-- BEGIN SUPPLIED MATERIAL --

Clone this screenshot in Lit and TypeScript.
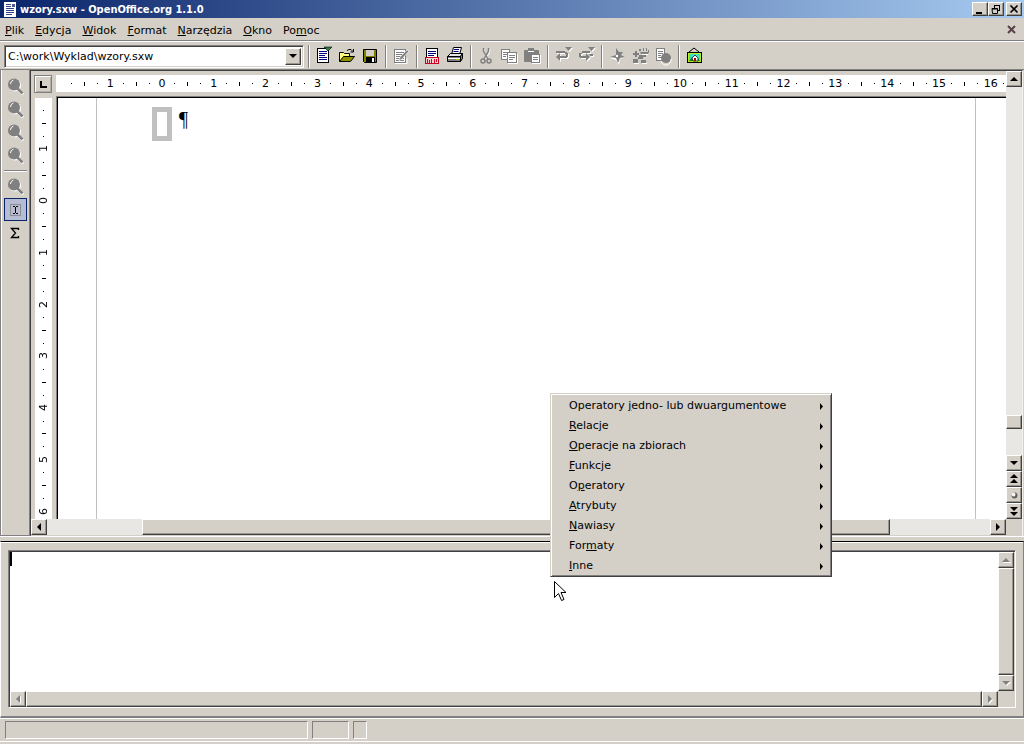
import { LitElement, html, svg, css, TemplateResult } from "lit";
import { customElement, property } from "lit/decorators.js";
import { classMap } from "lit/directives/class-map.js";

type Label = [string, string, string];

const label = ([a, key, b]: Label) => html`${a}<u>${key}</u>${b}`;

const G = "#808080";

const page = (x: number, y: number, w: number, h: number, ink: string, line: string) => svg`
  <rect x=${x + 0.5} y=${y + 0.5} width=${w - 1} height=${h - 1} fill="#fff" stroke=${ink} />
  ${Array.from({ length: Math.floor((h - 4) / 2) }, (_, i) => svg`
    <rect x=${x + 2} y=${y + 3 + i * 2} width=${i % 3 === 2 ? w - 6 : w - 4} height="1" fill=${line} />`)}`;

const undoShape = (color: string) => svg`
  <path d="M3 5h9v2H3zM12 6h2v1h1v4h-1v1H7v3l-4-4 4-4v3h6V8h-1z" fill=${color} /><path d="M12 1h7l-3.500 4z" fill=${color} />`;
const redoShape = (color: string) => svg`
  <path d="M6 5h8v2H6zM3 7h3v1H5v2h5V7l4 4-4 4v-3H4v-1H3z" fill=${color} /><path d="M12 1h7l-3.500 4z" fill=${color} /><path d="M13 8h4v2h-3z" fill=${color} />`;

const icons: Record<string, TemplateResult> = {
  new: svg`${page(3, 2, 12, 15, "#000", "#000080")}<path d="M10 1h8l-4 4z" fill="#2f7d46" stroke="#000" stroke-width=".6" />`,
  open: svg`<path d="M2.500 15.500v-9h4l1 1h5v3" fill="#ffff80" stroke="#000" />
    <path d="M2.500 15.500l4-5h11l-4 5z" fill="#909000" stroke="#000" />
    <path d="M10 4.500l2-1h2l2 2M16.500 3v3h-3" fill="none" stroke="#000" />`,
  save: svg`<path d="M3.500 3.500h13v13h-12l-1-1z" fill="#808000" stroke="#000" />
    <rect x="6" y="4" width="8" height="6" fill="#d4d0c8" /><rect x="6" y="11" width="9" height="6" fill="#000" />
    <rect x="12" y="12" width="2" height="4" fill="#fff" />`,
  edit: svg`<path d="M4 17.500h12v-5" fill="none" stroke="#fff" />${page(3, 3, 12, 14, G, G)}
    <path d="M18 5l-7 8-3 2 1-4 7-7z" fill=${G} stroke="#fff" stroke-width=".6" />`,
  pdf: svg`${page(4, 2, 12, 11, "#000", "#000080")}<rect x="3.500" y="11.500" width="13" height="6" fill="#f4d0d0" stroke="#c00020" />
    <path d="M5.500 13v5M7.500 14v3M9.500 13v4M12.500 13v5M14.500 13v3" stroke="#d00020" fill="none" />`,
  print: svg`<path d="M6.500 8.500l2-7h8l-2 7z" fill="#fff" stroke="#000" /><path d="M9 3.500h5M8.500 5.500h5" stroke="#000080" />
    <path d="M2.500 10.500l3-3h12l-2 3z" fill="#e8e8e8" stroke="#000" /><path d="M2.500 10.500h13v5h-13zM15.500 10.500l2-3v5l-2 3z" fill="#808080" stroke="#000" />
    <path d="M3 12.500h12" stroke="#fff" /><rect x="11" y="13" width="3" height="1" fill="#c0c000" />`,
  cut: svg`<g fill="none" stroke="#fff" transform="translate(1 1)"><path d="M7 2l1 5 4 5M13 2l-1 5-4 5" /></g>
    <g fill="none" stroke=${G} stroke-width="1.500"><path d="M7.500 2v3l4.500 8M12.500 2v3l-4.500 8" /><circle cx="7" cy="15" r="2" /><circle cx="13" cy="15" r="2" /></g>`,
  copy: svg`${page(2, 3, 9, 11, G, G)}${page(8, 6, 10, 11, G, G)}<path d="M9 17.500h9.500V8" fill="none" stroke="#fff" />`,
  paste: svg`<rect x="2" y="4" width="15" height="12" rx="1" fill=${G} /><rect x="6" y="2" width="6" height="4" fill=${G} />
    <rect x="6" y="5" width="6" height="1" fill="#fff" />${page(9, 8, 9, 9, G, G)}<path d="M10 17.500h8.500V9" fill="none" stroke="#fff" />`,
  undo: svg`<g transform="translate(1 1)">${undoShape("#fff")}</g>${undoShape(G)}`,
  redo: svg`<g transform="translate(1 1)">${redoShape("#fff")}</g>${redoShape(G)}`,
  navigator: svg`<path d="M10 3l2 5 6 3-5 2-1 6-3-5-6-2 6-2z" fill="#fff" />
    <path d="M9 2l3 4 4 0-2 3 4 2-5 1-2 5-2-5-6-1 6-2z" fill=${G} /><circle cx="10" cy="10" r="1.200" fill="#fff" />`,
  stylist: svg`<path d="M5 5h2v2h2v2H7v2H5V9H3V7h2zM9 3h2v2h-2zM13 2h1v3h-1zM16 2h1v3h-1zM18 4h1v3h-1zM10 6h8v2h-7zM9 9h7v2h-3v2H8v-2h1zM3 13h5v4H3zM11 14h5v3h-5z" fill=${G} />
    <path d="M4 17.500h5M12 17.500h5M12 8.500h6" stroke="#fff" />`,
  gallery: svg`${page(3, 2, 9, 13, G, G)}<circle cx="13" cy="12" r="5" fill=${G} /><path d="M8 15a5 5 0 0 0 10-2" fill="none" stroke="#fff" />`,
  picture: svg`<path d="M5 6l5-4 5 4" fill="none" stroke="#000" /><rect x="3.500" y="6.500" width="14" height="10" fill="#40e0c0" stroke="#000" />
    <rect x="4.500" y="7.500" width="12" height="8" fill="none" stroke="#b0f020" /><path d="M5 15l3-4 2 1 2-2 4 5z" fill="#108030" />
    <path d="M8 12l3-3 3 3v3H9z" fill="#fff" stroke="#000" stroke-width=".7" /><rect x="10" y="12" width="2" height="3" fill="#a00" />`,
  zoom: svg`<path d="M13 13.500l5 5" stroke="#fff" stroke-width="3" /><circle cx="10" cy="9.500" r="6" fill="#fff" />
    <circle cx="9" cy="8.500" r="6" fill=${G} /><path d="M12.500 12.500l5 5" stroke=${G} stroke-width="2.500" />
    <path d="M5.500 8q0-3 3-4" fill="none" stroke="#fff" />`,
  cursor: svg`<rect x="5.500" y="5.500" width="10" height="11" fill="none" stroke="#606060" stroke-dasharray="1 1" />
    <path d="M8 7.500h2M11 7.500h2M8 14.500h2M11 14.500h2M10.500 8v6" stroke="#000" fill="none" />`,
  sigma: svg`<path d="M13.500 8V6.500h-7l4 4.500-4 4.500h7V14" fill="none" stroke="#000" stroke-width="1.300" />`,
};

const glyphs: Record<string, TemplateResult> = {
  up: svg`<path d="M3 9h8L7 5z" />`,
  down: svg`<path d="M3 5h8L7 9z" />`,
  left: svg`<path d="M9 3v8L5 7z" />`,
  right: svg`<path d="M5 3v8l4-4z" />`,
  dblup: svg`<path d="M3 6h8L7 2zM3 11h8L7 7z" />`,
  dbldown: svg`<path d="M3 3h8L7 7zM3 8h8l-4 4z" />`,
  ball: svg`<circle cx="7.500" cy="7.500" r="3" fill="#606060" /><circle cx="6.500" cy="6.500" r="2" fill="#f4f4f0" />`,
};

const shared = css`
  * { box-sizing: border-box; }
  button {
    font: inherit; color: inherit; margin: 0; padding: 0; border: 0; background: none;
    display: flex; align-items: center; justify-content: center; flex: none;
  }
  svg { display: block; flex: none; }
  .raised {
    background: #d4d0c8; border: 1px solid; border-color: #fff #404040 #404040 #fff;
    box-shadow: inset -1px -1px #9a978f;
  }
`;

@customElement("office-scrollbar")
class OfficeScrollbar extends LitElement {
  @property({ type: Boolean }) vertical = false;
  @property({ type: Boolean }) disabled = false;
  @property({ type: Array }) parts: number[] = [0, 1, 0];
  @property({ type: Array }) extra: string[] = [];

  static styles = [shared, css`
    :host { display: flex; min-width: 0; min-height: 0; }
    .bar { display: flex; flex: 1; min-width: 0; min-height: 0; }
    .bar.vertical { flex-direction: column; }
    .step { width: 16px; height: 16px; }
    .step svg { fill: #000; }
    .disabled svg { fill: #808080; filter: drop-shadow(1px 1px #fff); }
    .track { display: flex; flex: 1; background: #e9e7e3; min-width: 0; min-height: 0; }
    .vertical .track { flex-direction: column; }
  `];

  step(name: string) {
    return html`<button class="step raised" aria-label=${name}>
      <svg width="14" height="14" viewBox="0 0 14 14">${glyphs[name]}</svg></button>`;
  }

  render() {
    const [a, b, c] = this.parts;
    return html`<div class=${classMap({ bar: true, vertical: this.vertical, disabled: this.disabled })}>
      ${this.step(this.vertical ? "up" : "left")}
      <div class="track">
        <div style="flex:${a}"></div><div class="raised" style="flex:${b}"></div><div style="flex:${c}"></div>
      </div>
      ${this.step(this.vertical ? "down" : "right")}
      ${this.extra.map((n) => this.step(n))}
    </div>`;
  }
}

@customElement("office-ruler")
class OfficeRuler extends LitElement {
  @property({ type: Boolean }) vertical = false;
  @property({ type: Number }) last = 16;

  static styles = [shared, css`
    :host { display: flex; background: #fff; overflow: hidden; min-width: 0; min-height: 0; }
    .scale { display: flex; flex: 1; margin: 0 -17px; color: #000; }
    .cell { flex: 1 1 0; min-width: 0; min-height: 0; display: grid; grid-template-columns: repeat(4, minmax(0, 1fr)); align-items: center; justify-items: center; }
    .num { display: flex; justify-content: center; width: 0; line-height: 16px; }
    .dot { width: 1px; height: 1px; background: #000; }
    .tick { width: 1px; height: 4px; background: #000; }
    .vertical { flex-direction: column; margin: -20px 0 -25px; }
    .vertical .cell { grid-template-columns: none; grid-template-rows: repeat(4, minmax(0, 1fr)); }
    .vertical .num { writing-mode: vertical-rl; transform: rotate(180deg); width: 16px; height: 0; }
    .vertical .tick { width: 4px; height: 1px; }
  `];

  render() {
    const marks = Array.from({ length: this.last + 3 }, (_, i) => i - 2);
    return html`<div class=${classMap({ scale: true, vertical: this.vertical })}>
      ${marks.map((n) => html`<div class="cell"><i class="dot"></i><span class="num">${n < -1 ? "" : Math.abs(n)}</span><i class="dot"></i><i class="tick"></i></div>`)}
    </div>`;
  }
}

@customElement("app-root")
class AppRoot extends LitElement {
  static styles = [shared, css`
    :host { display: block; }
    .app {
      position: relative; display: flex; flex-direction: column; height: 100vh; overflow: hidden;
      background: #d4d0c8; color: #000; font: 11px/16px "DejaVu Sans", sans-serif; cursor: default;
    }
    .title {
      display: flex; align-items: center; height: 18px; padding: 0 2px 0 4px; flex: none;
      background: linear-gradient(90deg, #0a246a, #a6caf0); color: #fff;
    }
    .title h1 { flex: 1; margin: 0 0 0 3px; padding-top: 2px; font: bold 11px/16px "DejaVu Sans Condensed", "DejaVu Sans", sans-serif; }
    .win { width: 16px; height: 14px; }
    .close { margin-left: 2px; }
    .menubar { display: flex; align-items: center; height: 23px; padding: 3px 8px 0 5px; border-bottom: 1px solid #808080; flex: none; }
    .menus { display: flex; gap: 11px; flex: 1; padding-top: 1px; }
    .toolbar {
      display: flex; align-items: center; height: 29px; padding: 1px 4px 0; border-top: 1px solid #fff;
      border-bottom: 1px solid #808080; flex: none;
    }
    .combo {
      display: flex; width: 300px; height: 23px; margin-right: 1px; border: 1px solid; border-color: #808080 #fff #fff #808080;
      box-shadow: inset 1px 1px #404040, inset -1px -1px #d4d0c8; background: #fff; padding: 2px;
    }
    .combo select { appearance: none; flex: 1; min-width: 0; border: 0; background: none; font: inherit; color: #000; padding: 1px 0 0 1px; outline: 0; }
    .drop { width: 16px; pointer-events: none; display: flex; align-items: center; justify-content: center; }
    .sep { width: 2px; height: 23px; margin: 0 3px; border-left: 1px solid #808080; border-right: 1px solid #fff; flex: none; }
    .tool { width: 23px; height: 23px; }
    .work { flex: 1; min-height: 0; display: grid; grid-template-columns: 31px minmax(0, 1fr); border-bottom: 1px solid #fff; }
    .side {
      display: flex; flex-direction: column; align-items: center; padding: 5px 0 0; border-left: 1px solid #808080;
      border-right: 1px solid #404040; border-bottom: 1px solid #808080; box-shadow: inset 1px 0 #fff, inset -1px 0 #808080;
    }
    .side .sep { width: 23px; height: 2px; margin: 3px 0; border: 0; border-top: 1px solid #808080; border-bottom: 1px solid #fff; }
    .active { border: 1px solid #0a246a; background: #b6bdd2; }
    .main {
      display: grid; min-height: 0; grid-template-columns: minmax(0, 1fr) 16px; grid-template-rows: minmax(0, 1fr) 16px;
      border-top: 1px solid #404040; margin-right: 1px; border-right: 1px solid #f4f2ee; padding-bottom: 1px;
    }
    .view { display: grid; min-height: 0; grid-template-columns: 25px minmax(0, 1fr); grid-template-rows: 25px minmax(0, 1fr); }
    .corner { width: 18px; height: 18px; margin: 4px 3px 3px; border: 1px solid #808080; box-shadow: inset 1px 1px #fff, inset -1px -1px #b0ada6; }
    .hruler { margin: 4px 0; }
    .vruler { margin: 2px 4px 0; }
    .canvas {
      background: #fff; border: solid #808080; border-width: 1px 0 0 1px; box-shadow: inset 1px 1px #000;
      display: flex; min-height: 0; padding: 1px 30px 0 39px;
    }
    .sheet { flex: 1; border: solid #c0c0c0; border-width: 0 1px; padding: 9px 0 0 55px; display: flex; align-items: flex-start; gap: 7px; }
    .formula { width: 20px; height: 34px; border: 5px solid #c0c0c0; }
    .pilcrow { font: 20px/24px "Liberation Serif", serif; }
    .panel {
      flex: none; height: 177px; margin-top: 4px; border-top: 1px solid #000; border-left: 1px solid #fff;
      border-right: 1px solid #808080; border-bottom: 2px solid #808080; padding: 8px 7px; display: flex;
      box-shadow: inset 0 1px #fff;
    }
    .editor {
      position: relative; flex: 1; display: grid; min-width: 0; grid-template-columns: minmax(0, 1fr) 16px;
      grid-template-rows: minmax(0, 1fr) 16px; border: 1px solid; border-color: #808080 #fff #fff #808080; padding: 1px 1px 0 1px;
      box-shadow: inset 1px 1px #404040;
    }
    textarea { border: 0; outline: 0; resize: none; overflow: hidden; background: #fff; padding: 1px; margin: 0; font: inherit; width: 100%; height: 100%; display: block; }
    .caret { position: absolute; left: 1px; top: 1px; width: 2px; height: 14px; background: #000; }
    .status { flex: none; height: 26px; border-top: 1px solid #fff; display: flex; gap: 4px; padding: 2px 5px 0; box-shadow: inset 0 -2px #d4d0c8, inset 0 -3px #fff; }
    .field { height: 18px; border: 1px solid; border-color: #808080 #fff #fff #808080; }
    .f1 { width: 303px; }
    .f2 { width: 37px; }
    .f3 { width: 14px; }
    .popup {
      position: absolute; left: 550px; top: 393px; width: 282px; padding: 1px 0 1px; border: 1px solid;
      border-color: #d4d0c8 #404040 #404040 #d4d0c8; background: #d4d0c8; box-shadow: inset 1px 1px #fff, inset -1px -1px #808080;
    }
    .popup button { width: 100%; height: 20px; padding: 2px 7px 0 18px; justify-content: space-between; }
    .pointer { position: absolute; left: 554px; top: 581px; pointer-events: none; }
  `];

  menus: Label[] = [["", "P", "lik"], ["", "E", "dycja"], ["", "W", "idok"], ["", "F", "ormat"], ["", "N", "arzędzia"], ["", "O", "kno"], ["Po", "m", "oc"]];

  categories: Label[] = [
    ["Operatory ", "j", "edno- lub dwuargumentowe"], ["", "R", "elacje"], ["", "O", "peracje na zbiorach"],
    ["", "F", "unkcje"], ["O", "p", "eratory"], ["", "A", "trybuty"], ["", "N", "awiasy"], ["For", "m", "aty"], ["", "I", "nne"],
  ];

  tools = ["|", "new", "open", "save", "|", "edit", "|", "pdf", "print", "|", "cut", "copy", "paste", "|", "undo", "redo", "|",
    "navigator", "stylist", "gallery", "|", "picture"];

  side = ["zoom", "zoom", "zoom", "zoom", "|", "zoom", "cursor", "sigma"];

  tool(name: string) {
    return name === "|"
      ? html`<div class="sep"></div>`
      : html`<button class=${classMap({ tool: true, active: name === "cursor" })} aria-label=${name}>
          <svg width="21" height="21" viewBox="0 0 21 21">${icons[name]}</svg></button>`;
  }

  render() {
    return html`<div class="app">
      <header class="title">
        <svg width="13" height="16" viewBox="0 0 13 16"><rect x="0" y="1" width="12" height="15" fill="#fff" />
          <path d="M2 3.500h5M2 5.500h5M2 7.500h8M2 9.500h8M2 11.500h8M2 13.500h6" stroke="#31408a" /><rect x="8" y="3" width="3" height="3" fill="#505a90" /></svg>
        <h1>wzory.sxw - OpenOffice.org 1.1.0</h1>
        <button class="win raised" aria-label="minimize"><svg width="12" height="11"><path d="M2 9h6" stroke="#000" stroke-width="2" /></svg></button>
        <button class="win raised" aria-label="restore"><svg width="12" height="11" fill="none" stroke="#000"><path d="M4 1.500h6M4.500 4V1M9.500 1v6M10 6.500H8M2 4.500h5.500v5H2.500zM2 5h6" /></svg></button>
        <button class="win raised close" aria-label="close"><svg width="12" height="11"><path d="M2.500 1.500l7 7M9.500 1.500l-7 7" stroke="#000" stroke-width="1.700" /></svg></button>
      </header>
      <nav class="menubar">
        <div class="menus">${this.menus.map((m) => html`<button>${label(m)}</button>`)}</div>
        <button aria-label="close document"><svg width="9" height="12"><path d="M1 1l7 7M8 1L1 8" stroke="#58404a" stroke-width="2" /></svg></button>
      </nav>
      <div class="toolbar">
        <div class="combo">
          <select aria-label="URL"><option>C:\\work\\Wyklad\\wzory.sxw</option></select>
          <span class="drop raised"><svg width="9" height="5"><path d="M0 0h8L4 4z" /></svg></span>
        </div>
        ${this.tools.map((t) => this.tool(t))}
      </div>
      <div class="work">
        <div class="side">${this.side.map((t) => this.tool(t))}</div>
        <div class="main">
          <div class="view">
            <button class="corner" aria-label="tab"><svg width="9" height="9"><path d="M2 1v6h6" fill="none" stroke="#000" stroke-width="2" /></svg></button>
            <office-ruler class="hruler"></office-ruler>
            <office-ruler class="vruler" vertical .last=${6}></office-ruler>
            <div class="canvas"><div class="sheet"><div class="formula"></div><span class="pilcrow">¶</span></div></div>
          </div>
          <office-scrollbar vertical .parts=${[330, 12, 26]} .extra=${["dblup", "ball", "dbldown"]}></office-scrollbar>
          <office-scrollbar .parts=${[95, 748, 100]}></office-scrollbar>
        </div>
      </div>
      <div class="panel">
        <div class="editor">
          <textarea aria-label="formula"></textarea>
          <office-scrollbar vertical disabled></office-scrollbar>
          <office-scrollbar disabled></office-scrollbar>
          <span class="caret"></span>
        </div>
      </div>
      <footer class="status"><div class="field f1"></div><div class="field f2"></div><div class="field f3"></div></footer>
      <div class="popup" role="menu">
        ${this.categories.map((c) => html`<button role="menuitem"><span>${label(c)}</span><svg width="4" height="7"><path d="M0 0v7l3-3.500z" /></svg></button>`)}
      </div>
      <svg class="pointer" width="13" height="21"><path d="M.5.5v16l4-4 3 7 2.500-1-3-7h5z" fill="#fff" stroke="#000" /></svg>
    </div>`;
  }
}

-- END SUPPLIED MATERIAL --

- WHAT IS EXPECTED
Reproduce the material above exactly, first line through the line that contains "5h8v2H6zM3 7h3v1H5v2h5V7l4 4-4", minus the pictures.

- THE REPLY
Clone this screenshot in Lit and TypeScript.
import { LitElement, html, svg, css, TemplateResult } from "lit";
import { customElement, property } from "lit/decorators.js";
import { classMap } from "lit/directives/class-map.js";

type Label = [string, string, string];

const label = ([a, key, b]: Label) => html`${a}<u>${key}</u>${b}`;

const G = "#808080";

const page = (x: number, y: number, w: number, h: number, ink: string, line: string) => svg`
  <rect x=${x + 0.5} y=${y + 0.5} width=${w - 1} height=${h - 1} fill="#fff" stroke=${ink} />
  ${Array.from({ length: Math.floor((h - 4) / 2) }, (_, i) => svg`
    <rect x=${x + 2} y=${y + 3 + i * 2} width=${i % 3 === 2 ? w - 6 : w - 4} height="1" fill=${line} />`)}`;

const undoShape = (color: string) => svg`
  <path d="M3 5h9v2H3zM12 6h2v1h1v4h-1v1H7v3l-4-4 4-4v3h6V8h-1z" fill=${color} /><path d="M12 1h7l-3.500 4z" fill=${color} />`;
const redoShape = (color: string) => svg`
  <path d="M6 5h8v2H6zM3 7h3v1H5v2h5V7l4 4-4 4v-3H4v-1H3z" fill=${color} /><path d="M12 1h7l-3.500 4z" fill=${color} /><path d="M13 8h4v2h-3z" fill=${color} />`;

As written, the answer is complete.